Collect the lines of the entries where "index" shows up.

++++++

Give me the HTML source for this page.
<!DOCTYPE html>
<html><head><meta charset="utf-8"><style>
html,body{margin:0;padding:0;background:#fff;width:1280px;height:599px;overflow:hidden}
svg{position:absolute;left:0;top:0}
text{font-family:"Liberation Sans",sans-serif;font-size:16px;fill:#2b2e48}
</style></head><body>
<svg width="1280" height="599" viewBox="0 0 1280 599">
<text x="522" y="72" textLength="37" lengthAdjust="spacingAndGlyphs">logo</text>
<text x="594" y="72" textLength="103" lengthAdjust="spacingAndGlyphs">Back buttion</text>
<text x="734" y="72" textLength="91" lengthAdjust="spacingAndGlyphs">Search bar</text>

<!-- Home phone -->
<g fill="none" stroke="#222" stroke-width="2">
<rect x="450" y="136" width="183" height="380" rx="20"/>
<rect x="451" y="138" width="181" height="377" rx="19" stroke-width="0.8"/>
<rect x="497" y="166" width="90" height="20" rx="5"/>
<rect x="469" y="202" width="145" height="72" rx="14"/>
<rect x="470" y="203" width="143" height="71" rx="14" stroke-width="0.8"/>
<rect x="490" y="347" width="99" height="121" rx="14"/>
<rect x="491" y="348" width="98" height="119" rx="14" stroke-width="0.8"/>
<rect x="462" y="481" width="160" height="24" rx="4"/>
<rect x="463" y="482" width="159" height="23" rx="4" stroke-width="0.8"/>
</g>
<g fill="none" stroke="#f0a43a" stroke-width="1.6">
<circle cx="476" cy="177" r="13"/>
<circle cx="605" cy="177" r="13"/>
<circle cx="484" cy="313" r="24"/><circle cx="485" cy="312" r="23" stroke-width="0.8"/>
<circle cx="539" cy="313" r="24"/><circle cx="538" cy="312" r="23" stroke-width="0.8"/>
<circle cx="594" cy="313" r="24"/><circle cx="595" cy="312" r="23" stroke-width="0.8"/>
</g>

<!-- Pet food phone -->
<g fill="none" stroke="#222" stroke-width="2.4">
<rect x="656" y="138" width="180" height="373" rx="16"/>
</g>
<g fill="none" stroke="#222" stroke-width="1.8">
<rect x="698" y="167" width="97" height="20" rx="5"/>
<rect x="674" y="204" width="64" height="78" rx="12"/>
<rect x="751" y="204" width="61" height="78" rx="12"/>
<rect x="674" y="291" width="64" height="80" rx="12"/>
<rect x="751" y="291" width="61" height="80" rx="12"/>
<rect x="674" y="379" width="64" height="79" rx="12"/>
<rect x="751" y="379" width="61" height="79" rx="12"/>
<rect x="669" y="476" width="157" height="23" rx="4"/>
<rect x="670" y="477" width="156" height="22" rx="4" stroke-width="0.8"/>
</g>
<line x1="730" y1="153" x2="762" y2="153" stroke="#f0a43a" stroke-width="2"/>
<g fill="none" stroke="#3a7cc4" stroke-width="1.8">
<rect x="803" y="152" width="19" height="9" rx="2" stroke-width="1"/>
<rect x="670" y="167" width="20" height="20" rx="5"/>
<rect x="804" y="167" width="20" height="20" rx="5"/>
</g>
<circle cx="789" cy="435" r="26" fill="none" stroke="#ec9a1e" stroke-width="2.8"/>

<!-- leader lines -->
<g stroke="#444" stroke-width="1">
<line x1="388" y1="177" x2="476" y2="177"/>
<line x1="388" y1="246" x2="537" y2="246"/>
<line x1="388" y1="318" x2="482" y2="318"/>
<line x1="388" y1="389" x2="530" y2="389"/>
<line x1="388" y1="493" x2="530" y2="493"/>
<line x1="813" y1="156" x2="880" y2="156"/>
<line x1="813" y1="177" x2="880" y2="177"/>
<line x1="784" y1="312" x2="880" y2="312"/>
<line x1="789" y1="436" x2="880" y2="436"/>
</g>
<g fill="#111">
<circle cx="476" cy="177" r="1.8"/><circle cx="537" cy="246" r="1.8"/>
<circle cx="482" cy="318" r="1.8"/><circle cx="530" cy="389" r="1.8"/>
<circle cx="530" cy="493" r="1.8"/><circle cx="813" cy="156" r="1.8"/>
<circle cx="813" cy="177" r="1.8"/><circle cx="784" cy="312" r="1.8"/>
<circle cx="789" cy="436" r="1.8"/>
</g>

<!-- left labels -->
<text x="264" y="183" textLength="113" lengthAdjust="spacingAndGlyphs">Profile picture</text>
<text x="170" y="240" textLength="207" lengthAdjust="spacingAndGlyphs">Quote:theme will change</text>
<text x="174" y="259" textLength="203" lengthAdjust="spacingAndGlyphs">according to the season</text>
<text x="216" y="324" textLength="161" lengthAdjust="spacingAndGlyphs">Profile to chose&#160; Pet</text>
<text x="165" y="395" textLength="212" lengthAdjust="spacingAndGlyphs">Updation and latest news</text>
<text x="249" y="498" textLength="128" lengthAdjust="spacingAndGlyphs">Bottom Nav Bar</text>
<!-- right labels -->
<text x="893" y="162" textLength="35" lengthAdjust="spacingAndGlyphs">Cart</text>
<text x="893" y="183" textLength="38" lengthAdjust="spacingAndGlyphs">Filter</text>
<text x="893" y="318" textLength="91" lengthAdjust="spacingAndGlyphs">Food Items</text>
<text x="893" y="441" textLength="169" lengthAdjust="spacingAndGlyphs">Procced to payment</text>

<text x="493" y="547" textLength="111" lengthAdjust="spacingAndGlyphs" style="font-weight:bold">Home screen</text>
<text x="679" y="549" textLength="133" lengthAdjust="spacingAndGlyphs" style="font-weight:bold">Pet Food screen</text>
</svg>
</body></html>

++++++

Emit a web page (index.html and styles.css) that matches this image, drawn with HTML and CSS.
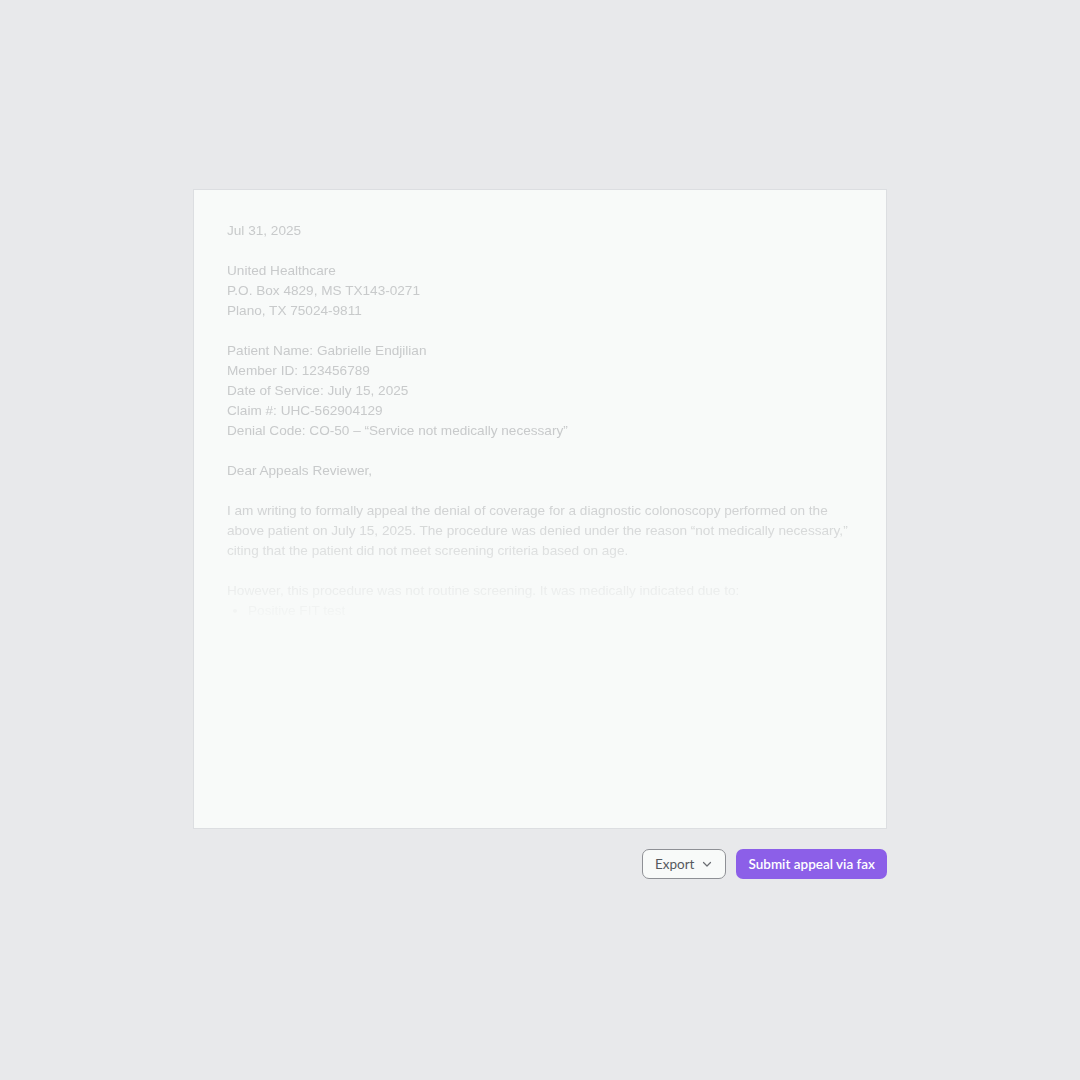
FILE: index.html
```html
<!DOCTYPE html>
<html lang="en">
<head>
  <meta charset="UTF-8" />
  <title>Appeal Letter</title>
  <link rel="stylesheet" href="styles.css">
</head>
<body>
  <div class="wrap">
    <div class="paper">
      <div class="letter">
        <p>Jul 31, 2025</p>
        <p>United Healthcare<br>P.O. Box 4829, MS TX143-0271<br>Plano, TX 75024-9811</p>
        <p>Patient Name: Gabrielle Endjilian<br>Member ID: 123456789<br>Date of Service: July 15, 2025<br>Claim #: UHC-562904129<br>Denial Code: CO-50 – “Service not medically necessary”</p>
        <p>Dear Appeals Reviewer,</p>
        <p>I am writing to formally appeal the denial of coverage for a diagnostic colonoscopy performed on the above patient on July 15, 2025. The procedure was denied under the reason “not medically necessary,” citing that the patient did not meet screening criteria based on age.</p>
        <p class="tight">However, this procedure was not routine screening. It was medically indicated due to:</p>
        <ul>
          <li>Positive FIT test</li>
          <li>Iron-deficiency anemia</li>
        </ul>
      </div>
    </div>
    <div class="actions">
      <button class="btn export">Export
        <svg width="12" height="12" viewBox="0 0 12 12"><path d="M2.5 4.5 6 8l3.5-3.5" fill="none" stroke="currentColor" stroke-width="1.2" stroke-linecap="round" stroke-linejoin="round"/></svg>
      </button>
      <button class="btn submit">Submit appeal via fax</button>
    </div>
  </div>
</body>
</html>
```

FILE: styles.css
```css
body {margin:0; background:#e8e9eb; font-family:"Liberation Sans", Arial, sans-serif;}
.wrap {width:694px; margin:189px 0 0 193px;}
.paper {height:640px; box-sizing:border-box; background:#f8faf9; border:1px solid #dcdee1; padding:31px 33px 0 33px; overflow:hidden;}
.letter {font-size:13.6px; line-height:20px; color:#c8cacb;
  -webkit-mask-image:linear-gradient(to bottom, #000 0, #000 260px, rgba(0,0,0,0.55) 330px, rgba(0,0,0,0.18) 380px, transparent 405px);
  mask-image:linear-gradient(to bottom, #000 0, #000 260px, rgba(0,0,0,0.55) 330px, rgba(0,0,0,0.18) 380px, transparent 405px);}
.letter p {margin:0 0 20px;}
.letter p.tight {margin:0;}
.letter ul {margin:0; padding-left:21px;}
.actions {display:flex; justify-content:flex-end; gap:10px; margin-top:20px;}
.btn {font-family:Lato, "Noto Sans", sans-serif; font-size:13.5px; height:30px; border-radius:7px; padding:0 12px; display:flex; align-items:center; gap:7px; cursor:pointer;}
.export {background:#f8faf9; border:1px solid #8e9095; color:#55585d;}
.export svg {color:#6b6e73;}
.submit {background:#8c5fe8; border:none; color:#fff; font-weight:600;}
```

++++++

Written response:
Emit a web page (index.html and styles.css) that matches this image, drawn with HTML and CSS.
FILE: index.html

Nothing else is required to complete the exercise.